07 August 2012
National Instruments takes aim at rack-and-stack ‘tyranny’
National Instruments has, at its annual user conference in its home town of Austin, launched the first of a series of hardware modules that it believes will redefine the way in which test and measurement instruments are packaged and sold.
The company has used a combination of microprocessors and fpgas, coupled to a set of analogue I/O functions, to build an rf signal generator and analyser that can be almost entirely reprogrammed by customers using the latest version of the LabVIEW software environment.
Jeff Kodosky, pictured, cofounder of National Instruments and the 'father' of LabVIEW, said the architecture meant instrumentation users would no longer be 'at the mercy of vendors for firmware updates' to get their equipment to tackle different jobs. The internal operation of this new class of 'software designed instrument', down to the level of individual I/O registers, would be 'open, accessible and understandable', he claimed. "We are not just introducing a new piece of hardware today, but also a fundamental paradigm shift in the way instrumentation is used by allowing software to free engineers from the tyranny of vendor imposed choices."

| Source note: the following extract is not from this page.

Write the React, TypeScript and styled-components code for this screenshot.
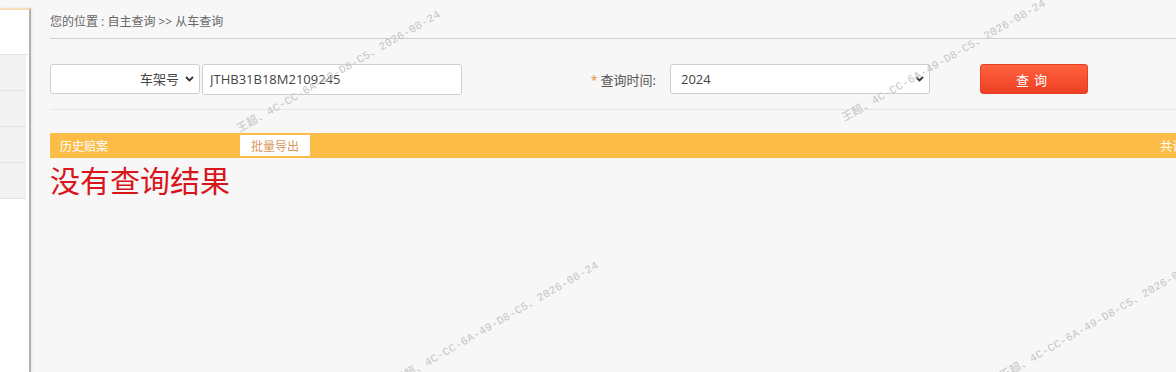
import { FC } from "react";
import styled, { createGlobalStyle } from "styled-components";

const GlobalStyle = createGlobalStyle`
  html, body {
    margin: 0;
    padding: 0;
    background: #f7f7f7;
    overflow: hidden;
  }
  body {
    font-family: "Open Sans", "Noto Sans CJK SC", sans-serif;
    color: #333;
  }
`;

const Page = styled.div`
  position: relative;
  display: flex;
  width: 1176px;
  height: 372px;
  overflow: hidden;
  background: #f7f7f7;
`;

const Sidebar = styled.div`
  flex: 0 0 29px;
  margin-top: 8px;
  background: #ffffff;
  border-top: 2px solid #f8dcb8;
  border-right: 2px solid #b3b3b3;
  box-shadow: 1px 0 2px rgba(0, 0, 0, 0.08);
  display: flex;
  flex-direction: column;
`;

const SideHead = styled.div`
  height: 44px;
  background: #ffffff;
  border-bottom: 1px solid #e4e4e4;
`;

const SideItem = styled.div`
  height: 35px;
  background: #f2f2f2;
  border-bottom: 1px solid #e2e2e2;
  margin-right: 3px;
`;

const Main = styled.div`
  flex: 1;
  min-width: 0;
  padding-left: 19px;
  overflow: hidden;
`;

const Inner = styled.div`
  width: 1163px;
`;

const Breadcrumb = styled.div`
  height: 39px;
  box-sizing: border-box;
  padding-top: 14px;
  font-size: 12px;
  line-height: 16px;
  color: #666;
  border-bottom: 1px solid #cfcfcf;
`;

const FormRow = styled.div`
  display: flex;
  align-items: center;
  margin-top: 25px;
  height: 30px;
`;

const SelectWrap = styled.div<{ $width: number }>`
  position: relative;
  width: ${(p) => p.$width}px;
  height: 30px;
`;

const Select = styled.select<{ $align?: string }>`
  appearance: none;
  width: 100%;
  height: 100%;
  box-sizing: border-box;
  border: 1px solid #cfcfcf;
  border-radius: 3px;
  background: #fff;
  font-family: "Open Sans", "Noto Sans CJK SC", sans-serif;
  font-size: 13px;
  color: #444;
  padding: 0 20px 0 10px;
  text-align: ${(p) => p.$align || "left"};
  text-align-last: ${(p) => p.$align || "left"};
  outline: none;
`;

const Chevron = styled.svg`
  position: absolute;
  right: 6px;
  top: 12px;
  pointer-events: none;
`;

const TextInput = styled.input`
  width: 260px;
  height: 31px;
  margin-left: 2px;
  box-sizing: border-box;
  border: 1px solid #cfcfcf;
  border-radius: 3px;
  background: #fff;
  padding: 0 7px;
  font-family: "Open Sans", "Noto Sans CJK SC", sans-serif;
  font-size: 13px;
  color: #444;
  outline: none;
`;

const Label = styled.label`
  width: 194px;
  padding-right: 14px;
  text-align: right;
  font-size: 13px;
  color: #555;
`;

const Star = styled.span`
  color: #e8913c;
  margin-right: 3px;
`;

const QueryButton = styled.button`
  margin-left: 50px;
  width: 108px;
  height: 30px;
  border: 1px solid #e2401f;
  border-radius: 3px;
  background: linear-gradient(#ff623f, #ee4024);
  color: #fff;
  font-family: "Open Sans", "Noto Sans CJK SC", sans-serif;
  font-size: 13px;
  letter-spacing: 5px;
  cursor: pointer;
`;

const Divider = styled.div`
  margin-top: 15px;
  height: 1px;
  background: #e6e6e6;
`;

const Bar = styled.div`
  margin-top: 23px;
  height: 25px;
  background: #fbbd48;
  display: flex;
  align-items: center;
  padding: 0 10px;
  font-size: 12px;
  color: #fff;
`;

const BarTitle = styled.span`
  width: 180px;
`;

const ExportButton = styled.button`
  width: 70px;
  height: 21px;
  border: none;
  background: #fff;
  color: #dc9a5c;
  font-family: "Open Sans", "Noto Sans CJK SC", sans-serif;
  font-size: 12px;
  padding: 0;
  cursor: pointer;
`;

const Count = styled.span`
  margin-left: auto;
`;

const Empty = styled.div`
  margin-top: 3px;
  font-size: 30px;
  line-height: 40px;
  color: #d8161c;
`;

const Watermark = styled.span<{ $x: number; $y: number }>`
  position: absolute;
  left: ${(p) => p.$x}px;
  top: ${(p) => p.$y}px;
  font-family: "Liberation Mono", "Noto Sans CJK SC", monospace;
  font-size: 11px;
  line-height: 12px;
  letter-spacing: 0.35px;
  color: #c4c4c4;
  white-space: nowrap;
  transform-origin: 0 50%;
  transform: rotate(-30deg);
  pointer-events: none;
`;

const ChevronIcon: FC = () => (
  <Chevron width="9" height="6" viewBox="0 0 9 6">
    <path d="M1 1 L4.5 4.5 L8 1" fill="none" stroke="#333" strokeWidth="1.8" />
  </Chevron>
);

const marks = [
  { x: 238, y: 124 },
  { x: 843, y: 113 },
  { x: 396, y: 375 },
  { x: 1001, y: 371 },
];

const App: FC = () => {
  return (
    <>
      <GlobalStyle />
      <Page>
        <Sidebar>
          <SideHead />
          <SideItem />
          <SideItem />
          <SideItem />
          <SideItem />
        </Sidebar>
        <Main>
          <Inner>
            <Breadcrumb>您的位置 : 自主查询 &gt;&gt; 从车查询</Breadcrumb>
            <FormRow>
              <SelectWrap $width={150}>
                <Select $align="right" defaultValue="vin">
                  <option value="vin">车架号</option>
                  <option value="plate">车牌号</option>
                </Select>
                <ChevronIcon />
              </SelectWrap>
              <TextInput defaultValue="JTHB31B18M2109245" />
              <Label>
                <Star>*</Star>查询时间:
              </Label>
              <SelectWrap $width={260}>
                <Select defaultValue="2024">
                  <option value="2024">2024</option>
                  <option value="2025">2025</option>
                </Select>
                <ChevronIcon />
              </SelectWrap>
              <QueryButton>查询</QueryButton>
            </FormRow>
            <Divider />
            <Bar>
              <BarTitle>历史赔案</BarTitle>
              <ExportButton>批量导出</ExportButton>
              <Count>共计0条</Count>
            </Bar>
            <Empty>没有查询结果</Empty>
          </Inner>
        </Main>
        {marks.map((m, i) => (
          <Watermark key={i} $x={m.x} $y={m.y}>
            王超、4C-CC-6A-49-D8-C5、2026-08-24
          </Watermark>
        ))}
      </Page>
    </>
  );
};

export default App;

Charles Schroeder, NI's director of marketing for test, said: "Wireless devices have taken all of the advantages of Moore's Law, but instrumentation has not. As we began to rethink instrumentation, we decided we needed a new approach."
Schroeder believes the use of software modules to design custom instruments could open up a market in instrumentation akin to the app stores that have sprung up around smartphones. "We are going to build an ecosystem," he claimed. "It is a wonderful mechanism for our partners to share IP around the world."